Dulu saya membayangkan bahwa hidup sebagai seorang akademisi itu akan cukup comfort, safe, dan fleksibel terutama nanti jika saya sudah berkeluarga. Tapi, lalu saya bertanya lagi pada diri sendiri 'Apa benar itu yang saya cari?'

Ada sedikit hiburan dari jawaban senior saya itu. 'Tapi, kalau jodoh yaa saya tidak tahu ya, Bu. Mungkin nanti ketemu. Sekuat apa pun kita berusaha, kalau Tuhan bilang 'bukan', ya berarti jalannya seperti itu.'

Saya menyambut jawaban senior saya itu dengan tawa. Bahkan perbincangan soal jodoh cukup saya hindari belakangan. 'Jadi dijalani saja ya Pak.'

'Ya dijalani saja, Bu.'

Mungkin saya terdengar muluk, mungkin saya terlihat ribet. Bahkan saya sendiri bertanya seperti ini kepada ayah saya saat saya menanyakan beberapa hal fundamental yang JUJUR saya merasa sangat penasaran. 'Apakah saya membuat hidup saya jadi lebih ribet dengan mempertanyakan hal-hal ini?'

Lalu ayah saya menjawab 'Afalaa tatafakkarun'

Tidakkah Engkau berpikir?


Katakanlah: Aku tidak mengatakan kepadamu, bahwa perbendaharaan Allah ada padaku, dan tidak (pula) aku mengetahui yang ghaib dan tidak (pula) aku mengatakan kepadamu bahwa aku seorang malaikat. Aku tidak mengikuti kecuali apa yang diwahyukan kepadaku. Katakanlah: "Apakah sama orang yang buta dengan yang melihat?" Maka apakah kamu tidak memikirkan(nya)?" (Q.S. Al An'am: 50)

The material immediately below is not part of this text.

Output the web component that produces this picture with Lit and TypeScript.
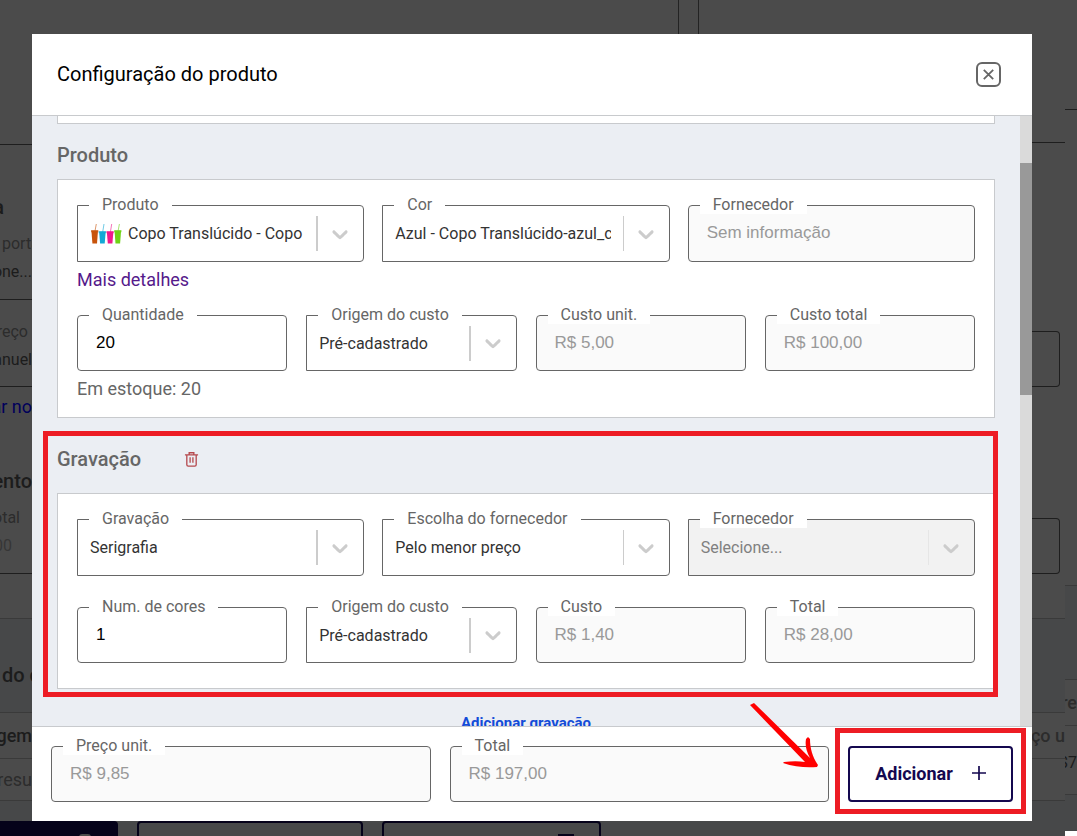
import { LitElement, html, css, svg, nothing } from "lit";
import { customElement } from "lit/decorators.js";
import { classMap } from "lit/directives/class-map.js";

interface FieldOptions {
  id: string;
  label: string;
  value: string;
  disabled?: boolean;
  thumb?: boolean;
  thin?: boolean;
}

const chevron = svg`<path d="M4.516 7.548c0.436-0.446 1.043-0.481 1.576 0l3.908 3.747 3.908-3.747c0.533-0.481 1.141-0.446 1.574 0 0.436 0.445 0.408 1.197 0 1.615-0.406 0.418-4.695 4.502-4.695 4.502-0.217 0.223-0.502 0.335-0.787 0.335s-0.57-0.112-0.789-0.335c0 0-4.287-4.084-4.695-4.502s-0.436-1.17 0-1.615z" />`;

const cupColors = ["#c8540c", "#13a9d6", "#f01a8c", "#6fd416"];

@customElement("app-root")
export class AppRoot extends LitElement {
  static styles = css`
    :host {
      display: block;
      position: relative;
      height: 100vh;
      min-height: 560px;
      overflow: hidden;
      background: #4b4b4b;
      font-family: Roboto, "Liberation Sans", sans-serif;
      font-size: 16px;
      color: #333;
    }
    * {
      box-sizing: border-box;
    }

    .dialog {
      position: absolute;
      inset: 34px 45px 15px 32px;
      display: flex;
      flex-direction: column;
      background: #fff;
    }
    .top {
      flex: none;
      display: flex;
      align-items: center;
      justify-content: space-between;
      height: 82px;
      padding: 0 31px 0 25px;
      border-bottom: 1px solid #c8cacd;
    }
    .title {
      margin: 0;
      padding-bottom: 2px;
      font-size: 20px;
      line-height: 24px;
      font-weight: 400;
      color: #000;
    }
    .close {
      display: grid;
      place-items: center;
      width: 25px;
      height: 25px;
      padding: 0;
      border: 2px solid #666;
      border-radius: 6px;
      background: none;
    }
    .body {
      flex: 1;
      min-height: 0;
      display: grid;
      grid-template-columns: 1fr 12px;
      overflow: hidden;
      background: #ebeef3;
    }
    .content {
      min-width: 0;
      padding: 0 25px;
    }
    .track {
      background: #dadada;
      padding-top: 47px;
    }
    .thumb {
      height: 232px;
      background: #999;
    }
    .card {
      padding: 25px 19px;
      border: 1px solid #c8cacd;
      background: #fff;
    }
    .card.previous {
      height: 8px;
      padding: 0;
      border-top: 0;
    }
    .card.stocked {
      padding-bottom: 10px;
    }
    .heading {
      display: flex;
      align-items: center;
      gap: 43px;
      padding: 19px 0 12px;
    }
    .heading.far {
      padding: 29px 0 22px;
    }
    .heading h2 {
      margin: 0;
      font-size: 20px;
      line-height: 24px;
      font-weight: 500;
      color: #666;
    }
    .trash {
      display: block;
      padding: 0;
      border: 0;
      background: none;
    }
    .trash svg {
      display: block;
    }
    .section {
      position: relative;
    }
    .grid3,
    .grid4 {
      display: grid;
    }
    .grid3 {
      --field-height: 57px;
      grid-template-columns: repeat(3, minmax(0, 1fr));
      gap: 18px;
    }
    .grid4 {
      grid-template-columns: repeat(4, minmax(0, 1fr));
      gap: 19px;
    }
    .details {
      display: block;
      width: max-content;
      margin-bottom: 17px;
      font-size: 18px;
      line-height: 36px;
      color: #551a8b;
      text-decoration: none;
    }
    .stock {
      margin: 0;
      font-size: 18px;
      line-height: 36px;
      color: #666;
    }
    .spaced {
      margin-top: 31px;
    }
    .add-print {
      display: block;
      width: max-content;
      margin: 22px auto 0;
      padding: 0;
      border: 0;
      background: none;
      font: 700 15px/24px Roboto, sans-serif;
      color: #134cd8;
    }

    /* fields */
    .field {
      position: relative;
      display: flex;
      height: var(--field-height, 56px);
      border: 1px solid #666;
      border-radius: 4px;
      background: #fff;
    }
    .field.select {
      border-radius: 0 4px 4px 0;
    }
    .field.off {
      background: #fafafa;
    }
    .field.select.off {
      background: #f2f2f2;
    }
    .field label {
      position: absolute;
      top: -11px;
      left: 11px;
      padding: 0 13px;
      line-height: 19px;
      color: #666;
      background: #fff;
      white-space: nowrap;
    }
    .field input {
      flex: 1;
      min-width: 0;
      padding: 0 18px 1px;
      border: 0;
      border-radius: 4px;
      background: none;
      font: 17px "Liberation Sans", Arial, sans-serif;
      color: #000;
    }
    .field input:disabled {
      color: #999;
    }
    .field select {
      appearance: none;
      flex: 1;
      min-width: 0;
      padding: 0;
      margin: 0 12px;
      border: 0;
      background: none;
      font: 16px Roboto, sans-serif;
      color: #333;
      opacity: 1;
    }
    .field select:disabled {
      color: #808080;
    }
    .bar {
      align-self: flex-start;
      flex: none;
      width: 2px;
      height: 35px;
      margin-top: 10px;
      background: #ccc;
    }
    .bar.thin {
      width: 1px;
    }
    .off .bar {
      background: #e6e6e6;
    }
    .arrow {
      flex: none;
      align-self: center;
      width: 26px;
      height: 26px;
      margin: 0 10px 0 9px;
      fill: #ccc;
    }
    .cups {
      flex: none;
      width: 32px;
      height: 24px;
      align-self: center;
      margin-left: 12px;
    }
    .cups + select {
      margin: 0 8px 0 6px;
    }

    /* footer */
    .footer {
      flex: none;
      position: relative;
      display: grid;
      grid-template-columns: 1fr 1fr 165px;
      gap: 19px;
      padding: 19px;
      border-top: 1px solid #c8cacd;
      background: #fff;
    }
    .confirm {
      position: relative;
    }
    .add {
      display: flex;
      align-items: center;
      justify-content: center;
      gap: 19px;
      width: 100%;
      height: 56px;
      padding: 0 0 2px;
      border: 2px solid #14084f;
      border-radius: 4px;
      background: #fff;
      font: 700 18px Roboto, sans-serif;
      color: #14084f;
    }

    /* highlights */
    .mark {
      position: absolute;
      border: 5px solid #ed1c24;
      pointer-events: none;
    }
    .mark.around-section {
      inset: 13px -3px -8px -14px;
    }
    .mark.around-button {
      inset: -18px -13px -12px;
    }
    .pointer {
      position: absolute;
      right: 212px;
      bottom: 48px;
      width: 72px;
      height: 72px;
      pointer-events: none;
    }
  `;

  private input({ id, label, value, disabled = false }: FieldOptions) {
    return html`<div class=${classMap({ field: true, off: disabled })}>
      <input id=${id} type="text" .value=${value} ?disabled=${disabled} />
      <label for=${id}>${label}</label>
    </div>`;
  }

  private select({ id, label, value, disabled = false, thumb = false, thin = false }: FieldOptions) {
    return html`<div class=${classMap({ field: true, select: true, off: disabled })}>
      ${thumb ? this.cups() : nothing}
      <select id=${id} ?disabled=${disabled}>
        <option>${value}</option>
      </select>
      <span class=${classMap({ bar: true, thin })}></span>
      <svg class="arrow" viewBox="0 0 20 20" aria-hidden="true">${chevron}</svg>
      <label for=${id}>${label}</label>
    </div>`;
  }

  private cups() {
    return html`<svg class="cups" viewBox="0 0 32 24" aria-hidden="true">
      ${cupColors.map((color, i) => {
        const x = 1 + i * 7.7;
        const y = i === 1 || i === 2 ? 10 : 9;
        return svg`<path d="M${x + 4} ${y}L${x + 5.3} 2" stroke=${color} stroke-width="1" opacity="0.6" />
          <path d="M${x + 0.4} ${y - 0.5}h6.6l-1 ${22 - y}h-4.6z" fill=${color} />
          <path d="M${x} ${y - 0.8}h7.4v2h-7.4z" fill=${color} opacity="0.7" />`;
      })}
    </svg>`;
  }

  render() {
    return html`
      <behind-page aria-hidden="true"></behind-page>
      <div class="dialog" role="dialog" aria-labelledby="title">
        <header class="top">
          <h1 class="title" id="title">Configuração do produto</h1>
          <button class="close" aria-label="Fechar">
            <svg width="11" height="11" viewBox="0 0 11 11" fill="none" stroke="#666" stroke-width="1.8">
              <path d="M0.8 0.8l9.4 9.4M10.2 0.8L0.8 10.2" />
            </svg>
          </button>
        </header>
        <div class="body">
          <main class="content">
            <div class="card previous"></div>
            <section>
              <div class="heading"><h2>Produto</h2></div>
              <div class="card stocked">
                <div class="grid3">
                  ${this.select({ id: "produto", label: "Produto", value: "Copo Translúcido - Copo", thumb: true })}
                  ${this.select({ id: "cor", label: "Cor", value: "Azul - Copo Translúcido-azul_claro", thin: true })}
                  ${this.input({ id: "fornecedor", label: "Fornecedor", value: "Sem informação", disabled: true })}
                </div>
                <a class="details" href="#">Mais detalhes</a>
                <div class="grid4">
                  ${this.input({ id: "quantidade", label: "Quantidade", value: "20" })}
                  ${this.select({ id: "origem", label: "Origem do custo", value: "Pré-cadastrado" })}
                  ${this.input({ id: "unitario", label: "Custo unit.", value: "R$ 5,00", disabled: true })}
                  ${this.input({ id: "custo-total", label: "Custo total", value: "R$ 100,00", disabled: true })}
                </div>
                <p class="stock">Em estoque: 20</p>
              </div>
            </section>
            <section class="section">
              <div class="heading far">
                <h2>Gravação</h2>
                <button class="trash" aria-label="Remover gravação">
                  <svg width="15" height="17" viewBox="0 0 16 18" fill="none" stroke="#b5494e" stroke-width="1.4">
                    <path d="M1 4h14M5.5 4V1.8h5V4M3 4v10.5a1.5 1.5 0 0 0 1.5 1.5h7a1.5 1.5 0 0 0 1.5-1.5V4M6.5 6.5v6M9.5 6.5v6" />
                  </svg>
                </button>
              </div>
              <div class="card">
                <div class="grid3">
                  ${this.select({ id: "gravacao", label: "Gravação", value: "Serigrafia" })}
                  ${this.select({ id: "escolha", label: "Escolha do fornecedor", value: "Pelo menor preço", thin: true })}
                  ${this.select({ id: "fornecedor-gravacao", label: "Fornecedor", value: "Selecione...", disabled: true, thin: true })}
                </div>
                <div class="grid4 spaced">
                  ${this.input({ id: "cores", label: "Num. de cores", value: "1" })}
                  ${this.select({ id: "origem-gravacao", label: "Origem do custo", value: "Pré-cadastrado" })}
                  ${this.input({ id: "custo", label: "Custo", value: "R$ 1,40", disabled: true })}
                  ${this.input({ id: "total-gravacao", label: "Total", value: "R$ 28,00", disabled: true })}
                </div>
              </div>
              <div class="mark around-section"></div>
            </section>
            <button class="add-print">Adicionar gravação</button>
          </main>
          <div class="track"><div class="thumb"></div></div>
        </div>
        <footer class="footer">
          ${this.input({ id: "preco", label: "Preço unit.", value: "R$ 9,85", disabled: true })}
          ${this.input({ id: "total", label: "Total", value: "R$ 197,00", disabled: true })}
          <div class="confirm">
            <button class="add">
              Adicionar
              <svg width="14" height="14" viewBox="0 0 14 14" stroke="#14084f" stroke-width="1.7" aria-hidden="true">
                <path d="M7 0v14M0 7h14" />
              </svg>
            </button>
            <div class="mark around-button"></div>
          </div>
          <svg class="pointer" viewBox="0 0 72 72" aria-hidden="true">
            <path d="M2 4L6 2L62 57C58 50 57 44 58 38L60 36L62 38C62 48 65 57 70 64L69 66C59 67 46 66 35 62L36 61C44 60 51 60 57 61Z" fill="#ff0000" />
          </svg>
        </footer>
      </div>
    `;
  }
}

interface Block {
  h: number;
  text?: string;
  kind?: string;
}

/* The dimmed page that shows round the dialog's edges. */
@customElement("behind-page")
export class BehindPage extends LitElement {
  static styles = css`
    :host {
      display: grid;
      grid-template-columns: 32px 1fr 33px 12px;
      height: 100%;
      overflow: hidden;
      background: #4b4b4b;
      color: #1c1c1c;
      white-space: nowrap;
    }
    * {
      box-sizing: border-box;
    }
    .strip {
      display: flex;
      flex-direction: column;
      overflow: hidden;
    }
    .block {
      flex: none;
      display: flex;
      align-items: center;
      overflow: hidden;
    }
    .dark { border-bottom: 1px solid #1e1e1e; }
    .line { border-bottom: 1px solid #3a3a3a; }
    .shade { background: #474849; }
    .muted { color: #2c2c2c; }
    .faint { color: #363636; }
    .end { justify-content: flex-end; }
    .start4 { padding-left: 2px; }
    .end4 { padding-right: 4px; }
    .end12 { padding-right: 12px; }
    .end20 { padding-right: 20px; }
    .end28 { padding-right: 28px; }
    .lower { padding-top: 18px; }
    .blue { color: #00005a; font-size: 18px; }
    .strong { font-size: 20px; font-weight: 500; }
    .medium { font-size: 18px; font-weight: 500; }
    .large { font-size: 18px; }
    .navy { background: #05021a; }
    .white { background: #fff; }
    .outline {
      margin-right: 5px;
      border: 1px solid #1e1e1e;
      border-left: 0;
      border-radius: 0 4px 4px 0;
    }
    .middle {
      display: flex;
      flex-direction: column;
      justify-content: space-between;
      overflow: hidden;
    }
    .panels {
      display: grid;
      grid-template-columns: 646fr 21px 333fr;
      height: 34px;
    }
    .gutter {
      border: solid #232323;
      border-width: 0 1px;
    }
    .actions {
      display: grid;
      grid-template-columns: 86px 226px 219px;
      gap: 19px;
      height: 15px;
      overflow: hidden;
      background: #474849;
    }
    .action {
      display: flex;
      justify-content: flex-end;
      height: 56px;
      padding: 11px 25px;
      border: 2px solid #05021a;
      border-radius: 4px;
    }
    .action.filled {
      background: #05021a;
      border-radius: 0 4px 4px 0;
    }
    .glyph {
      width: 16px;
      height: 16px;
      background: #05021a;
    }
    .filled .glyph {
      width: 12px;
      background: #4b4b4b;
      border-radius: 3px;
    }
  `;

  private strip(blocks: Block[]) {
    return html`<div class="strip">
      ${blocks.map(
        ({ h, text, kind }) => html`<div class="block ${kind ?? ""}" style="height:${h}px">${text ?? ""}</div>`
      )}
    </div>`;
  }

  render() {
    return html`
      ${this.strip([
        { h: 145, kind: "dark" },
        { h: 50 },
        { h: 24, text: "a", kind: "strong end end28" },
        { h: 12 },
        { h: 24, text: "porta", kind: "muted start4" },
        { h: 4 },
        { h: 24, text: "one...", kind: "end" },
        { h: 17, kind: "dark" },
        { h: 19 },
        { h: 24, text: "reço", kind: "muted end end4" },
        { h: 4 },
        { h: 24, text: "anuel", kind: "end" },
        { h: 16, kind: "dark" },
        { h: 7 },
        { h: 24, text: "ar no", kind: "blue end" },
        { h: 51 },
        { h: 24, text: "ento", kind: "strong end" },
        { h: 12 },
        { h: 24, text: "otal", kind: "muted end end12" },
        { h: 4 },
        { h: 24, text: "00", kind: "faint end end20" },
        { h: 17, kind: "dark" },
        { h: 45, kind: "line" },
        { h: 94, text: "do c", kind: "line shade strong start4 lower" },
        { h: 46, text: "agem", kind: "line medium end" },
        { h: 42, text: "resu", kind: "line large muted end" },
        { h: 20, kind: "shade" },
        { h: 16, kind: "navy" },
      ])}
      <div class="middle">
        <div class="panels"><span></span><span class="gutter"></span><span></span></div>
        <div class="actions">
          <span class="action filled"><span class="glyph"></span></span>
          <span class="action"></span>
          <span class="action"><span class="glyph"></span></span>
        </div>
      </div>
      ${this.strip([
        { h: 143, kind: "dark" },
        { h: 188 },
        { h: 56, kind: "outline" },
        { h: 131 },
        { h: 56, kind: "outline" },
        { h: 45, kind: "line" },
        { h: 94, kind: "line shade" },
        { h: 46, text: "ço u", kind: "line medium end muted" },
        { h: 42, kind: "line" },
        { h: 36, kind: "shade" },
      ])}
      ${this.strip([
        { h: 110, kind: "dark" },
        { h: 476, kind: "line" },
        { h: 94, kind: "line shade" },
        { h: 46, text: "re", kind: "line medium muted end" },
        { h: 24 },
        { h: 24, text: "$7", kind: "end" },
        { h: 21, kind: "line" },
        { h: 36, kind: "shade" },
        { h: 5, kind: "white" },
      ])}
    `;
  }
}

Kita seringkali melakukan hal yang biasa orang lakukan, karena tidak ingin terlihat aneh di mata orang lain. Kita melakukan hal yang dianggap hebat oleh orang, tanpa sadar kita menjadikan orang lain standar kita. Haruskah kita bertanya 'Apa kita ingin hidup untuk memenuhi standar orang lain?'. Ya, kita harus mempertanyakan ini dan menjawabnya dengan kata 'Tidak'.